→ **RECORDS TO PROCESS**:
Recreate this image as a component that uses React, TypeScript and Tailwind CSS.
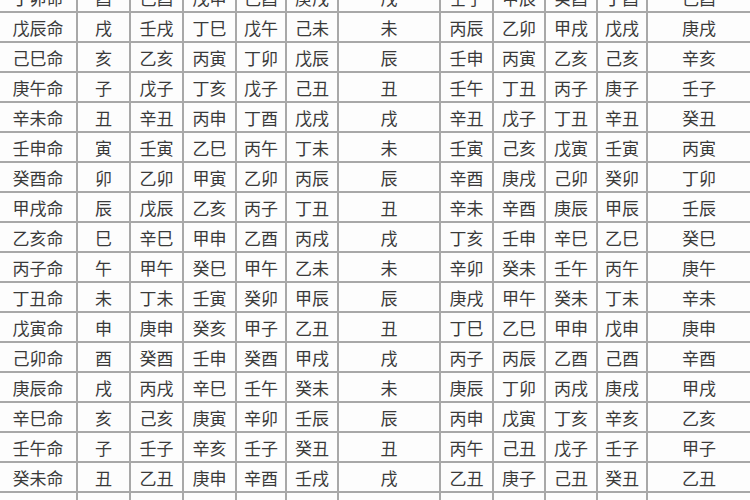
import React from "react";

const rows: string[][] = [
  ["丁卯命", "酉", "己酉", "戊申", "己酉", "庚戌", "戌", "壬子", "甲辰", "癸酉", "丁酉", "己酉"],
  ["戊辰命", "戌", "壬戌", "丁巳", "戊午", "己未", "未", "丙辰", "乙卯", "甲戌", "戊戌", "庚戌"],
  ["己巳命", "亥", "乙亥", "丙寅", "丁卯", "戊辰", "辰", "壬申", "丙寅", "乙亥", "己亥", "辛亥"],
  ["庚午命", "子", "戊子", "丁亥", "戊子", "己丑", "丑", "壬午", "丁丑", "丙子", "庚子", "壬子"],
  ["辛未命", "丑", "辛丑", "丙申", "丁酉", "戊戌", "戌", "辛丑", "戊子", "丁丑", "辛丑", "癸丑"],
  ["壬申命", "寅", "壬寅", "乙巳", "丙午", "丁未", "未", "壬寅", "己亥", "戊寅", "壬寅", "丙寅"],
  ["癸酉命", "卯", "乙卯", "甲寅", "乙卯", "丙辰", "辰", "辛酉", "庚戌", "己卯", "癸卯", "丁卯"],
  ["甲戌命", "辰", "戊辰", "乙亥", "丙子", "丁丑", "丑", "辛未", "辛酉", "庚辰", "甲辰", "壬辰"],
  ["乙亥命", "巳", "辛巳", "甲申", "乙酉", "丙戌", "戌", "丁亥", "壬申", "辛巳", "乙巳", "癸巳"],
  ["丙子命", "午", "甲午", "癸巳", "甲午", "乙未", "未", "辛卯", "癸未", "壬午", "丙午", "庚午"],
  ["丁丑命", "未", "丁未", "壬寅", "癸卯", "甲辰", "辰", "庚戌", "甲午", "癸未", "丁未", "辛未"],
  ["戊寅命", "申", "庚申", "癸亥", "甲子", "乙丑", "丑", "丁巳", "乙巳", "甲申", "戊申", "庚申"],
  ["己卯命", "酉", "癸酉", "壬申", "癸酉", "甲戌", "戌", "丙子", "丙辰", "乙酉", "己酉", "辛酉"],
  ["庚辰命", "戌", "丙戌", "辛巳", "壬午", "癸未", "未", "庚辰", "丁卯", "丙戌", "庚戌", "甲戌"],
  ["辛巳命", "亥", "己亥", "庚寅", "辛卯", "壬辰", "辰", "丙申", "戊寅", "丁亥", "辛亥", "乙亥"],
  ["壬午命", "子", "壬子", "辛亥", "壬子", "癸丑", "丑", "丙午", "己丑", "戊子", "壬子", "甲子"],
  ["癸未命", "丑", "乙丑", "庚申", "辛酉", "壬戌", "戌", "乙丑", "庚子", "己丑", "癸丑", "乙丑"],
  ["甲申命", "寅", "丙寅", "己亥", "庚子", "辛丑", "丑", "甲申", "辛丑", "庚寅", "甲寅", "丙寅"],
];

export default function App() {
  return (
    <div className="w-[750px] h-[500px] overflow-hidden bg-white">
      <div
        className="-mt-[17px] grid grid-cols-[76px_51px_51px_51px_48px_50px_100px_51px_50px_50px_48px_102px] auto-rows-[28px] gap-[2px] bg-[#a8a8a8] text-[17px] text-[#3a3a3a]"
        style={{ fontFamily: '"Noto Sans CJK SC", "Noto Sans CJK TC", sans-serif' }}
      >
        {rows.map((r, i) =>
          r.map((c, j) => (
            <div
              key={`${i}-${j}`}
              className="bg-[#fdfdfd] flex items-center justify-center leading-none"
            >
              {c}
            </div>
          ))
        )}
      </div>
    </div>
  );
}
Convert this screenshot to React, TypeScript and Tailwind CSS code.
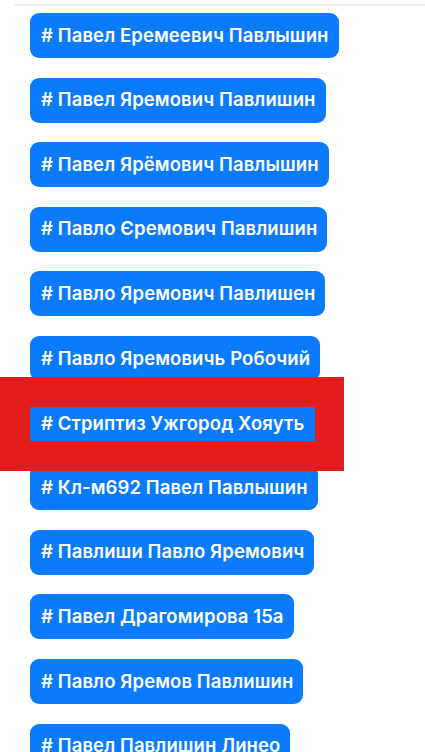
import React from "react";

// Tag chips shown under the profile search
const tags = [
  "Павел Еремеевич Павлышин",
  "Павел Яремович Павлишин",
  "Павел Ярёмович Павлышин",
  "Павло Єремович Павлишин",
  "Павло Яремович Павлишен",
  "Павло Яремовичь Робочий",
  "Стриптиз Ужгород Хояуть",
  "Кл-м692 Павел Павлышин",
  "Павлиши Павло Яремович",
  "Павел Драгомирова 15а",
  "Павло Яремов Павлишин",
  "Павел Павлишин Линео",
];

const flagged = "Стриптиз Ужгород Хояуть";

const Tag = ({ label, hidden }: { label: string; hidden?: boolean }) => (
  <div
    className={`self-start h-[45px] flex items-center pl-[11px] pr-[10px] rounded-[9px] bg-[#0b7bfe] text-white text-[18.5px] font-semibold tracking-[0.1px] whitespace-nowrap ${
      hidden ? "invisible" : ""
    }`}
  >
    # {label}
  </div>
);

export default function App() {
  return (
    <div
      className="relative w-[425px] h-[752px] overflow-hidden bg-white"
      style={{ fontFamily: "Inter, 'Noto Sans', sans-serif" }}
    >
      <div className="ml-[14px] mt-[4px] h-[2px] bg-[#f1f1f3]" />

      <div className="flex flex-col gap-[19.6px] pl-[30px] pt-[7px]">
        {tags.map((t) => (
          <Tag key={t} label={t} hidden={t === flagged} />
        ))}
      </div>

      {/* red marker over the flagged tag */}
      <div className="absolute left-0 top-[377px] w-[344px] h-[94px] bg-[#e31c1c]">
        <div className="absolute left-[30px] top-[30px] w-[285px] h-[34px] flex items-center pl-[11px] bg-[#0b7bfe] text-white text-[18.5px] font-semibold tracking-[0.1px] whitespace-nowrap">
          # {flagged}
        </div>
      </div>
    </div>
  );
}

→ **TASK INSTRUCTIONS**: Repeat each line of the records above exactly, but do not copy the pictures.

→ **SOLUTION TO THE EXERCISE**:
Recreate this image as a component that uses React, TypeScript and Tailwind CSS.
import React from "react";

const rows: string[][] = [
  ["丁卯命", "酉", "己酉", "戊申", "己酉", "庚戌", "戌", "壬子", "甲辰", "癸酉", "丁酉", "己酉"],
  ["戊辰命", "戌", "壬戌", "丁巳", "戊午", "己未", "未", "丙辰", "乙卯", "甲戌", "戊戌", "庚戌"],
  ["己巳命", "亥", "乙亥", "丙寅", "丁卯", "戊辰", "辰", "壬申", "丙寅", "乙亥", "己亥", "辛亥"],
  ["庚午命", "子", "戊子", "丁亥", "戊子", "己丑", "丑", "壬午", "丁丑", "丙子", "庚子", "壬子"],
  ["辛未命", "丑", "辛丑", "丙申", "丁酉", "戊戌", "戌", "辛丑", "戊子", "丁丑", "辛丑", "癸丑"],
  ["壬申命", "寅", "壬寅", "乙巳", "丙午", "丁未", "未", "壬寅", "己亥", "戊寅", "壬寅", "丙寅"],
  ["癸酉命", "卯", "乙卯", "甲寅", "乙卯", "丙辰", "辰", "辛酉", "庚戌", "己卯", "癸卯", "丁卯"],
  ["甲戌命", "辰", "戊辰", "乙亥", "丙子", "丁丑", "丑", "辛未", "辛酉", "庚辰", "甲辰", "壬辰"],
  ["乙亥命", "巳", "辛巳", "甲申", "乙酉", "丙戌", "戌", "丁亥", "壬申", "辛巳", "乙巳", "癸巳"],
  ["丙子命", "午", "甲午", "癸巳", "甲午", "乙未", "未", "辛卯", "癸未", "壬午", "丙午", "庚午"],
  ["丁丑命", "未", "丁未", "壬寅", "癸卯", "甲辰", "辰", "庚戌", "甲午", "癸未", "丁未", "辛未"],
  ["戊寅命", "申", "庚申", "癸亥", "甲子", "乙丑", "丑", "丁巳", "乙巳", "甲申", "戊申", "庚申"],
  ["己卯命", "酉", "癸酉", "壬申", "癸酉", "甲戌", "戌", "丙子", "丙辰", "乙酉", "己酉", "辛酉"],
  ["庚辰命", "戌", "丙戌", "辛巳", "壬午", "癸未", "未", "庚辰", "丁卯", "丙戌", "庚戌", "甲戌"],
  ["辛巳命", "亥", "己亥", "庚寅", "辛卯", "壬辰", "辰", "丙申", "戊寅", "丁亥", "辛亥", "乙亥"],
  ["壬午命", "子", "壬子", "辛亥", "壬子", "癸丑", "丑", "丙午", "己丑", "戊子", "壬子", "甲子"],
  ["癸未命", "丑", "乙丑", "庚申", "辛酉", "壬戌", "戌", "乙丑", "庚子", "己丑", "癸丑", "乙丑"],
  ["甲申命", "寅", "丙寅", "己亥", "庚子", "辛丑", "丑", "甲申", "辛丑", "庚寅", "甲寅", "丙寅"],
];

export default function App() {
  return (
    <div className="w-[750px] h-[500px] overflow-hidden bg-white">
      <div
        className="-mt-[17px] grid grid-cols-[76px_51px_51px_51px_48px_50px_100px_51px_50px_50px_48px_102px] auto-rows-[28px] gap-[2px] bg-[#a8a8a8] text-[17px] text-[#3a3a3a]"
        style={{ fontFamily: '"Noto Sans CJK SC", "Noto Sans CJK TC", sans-serif' }}
      >
        {rows.map((r, i) =>
          r.map((c, j) => (
            <div
              key={`${i}-${j}`}
              className="bg-[#fdfdfd] flex items-center justify-center leading-none"
            >
              {c}
            </div>
          ))
        )}
      </div>
    </div>
  );
}
Convert this screenshot to React, TypeScript and Tailwind CSS code.
import React from "react";

// Tag chips shown under the profile search
const tags = [
  "Павел Еремеевич Павлышин",
  "Павел Яремович Павлишин",
  "Павел Ярёмович Павлышин",
  "Павло Єремович Павлишин",
  "Павло Яремович Павлишен",
  "Павло Яремовичь Робочий",
  "Стриптиз Ужгород Хояуть",
  "Кл-м692 Павел Павлышин",
  "Павлиши Павло Яремович",
  "Павел Драгомирова 15а",
  "Павло Яремов Павлишин",
  "Павел Павлишин Линео",
];

const flagged = "Стриптиз Ужгород Хояуть";

const Tag = ({ label, hidden }: { label: string; hidden?: boolean }) => (
  <div
    className={`self-start h-[45px] flex items-center pl-[11px] pr-[10px] rounded-[9px] bg-[#0b7bfe] text-white text-[18.5px] font-semibold tracking-[0.1px] whitespace-nowrap ${
      hidden ? "invisible" : ""
    }`}
  >
    # {label}
  </div>
);

export default function App() {
  return (
    <div
      className="relative w-[425px] h-[752px] overflow-hidden bg-white"
      style={{ fontFamily: "Inter, 'Noto Sans', sans-serif" }}
    >
      <div className="ml-[14px] mt-[4px] h-[2px] bg-[#f1f1f3]" />

      <div className="flex flex-col gap-[19.6px] pl-[30px] pt-[7px]">
        {tags.map((t) => (
          <Tag key={t} label={t} hidden={t === flagged} />
        ))}
      </div>

      {/* red marker over the flagged tag */}
      <div className="absolute left-0 top-[377px] w-[344px] h-[94px] bg-[#e31c1c]">
        <div className="absolute left-[30px] top-[30px] w-[285px] h-[34px] flex items-center pl-[11px] bg-[#0b7bfe] text-white text-[18.5px] font-semibold tracking-[0.1px] whitespace-nowrap">
          # {flagged}
        </div>
      </div>
    </div>
  );
}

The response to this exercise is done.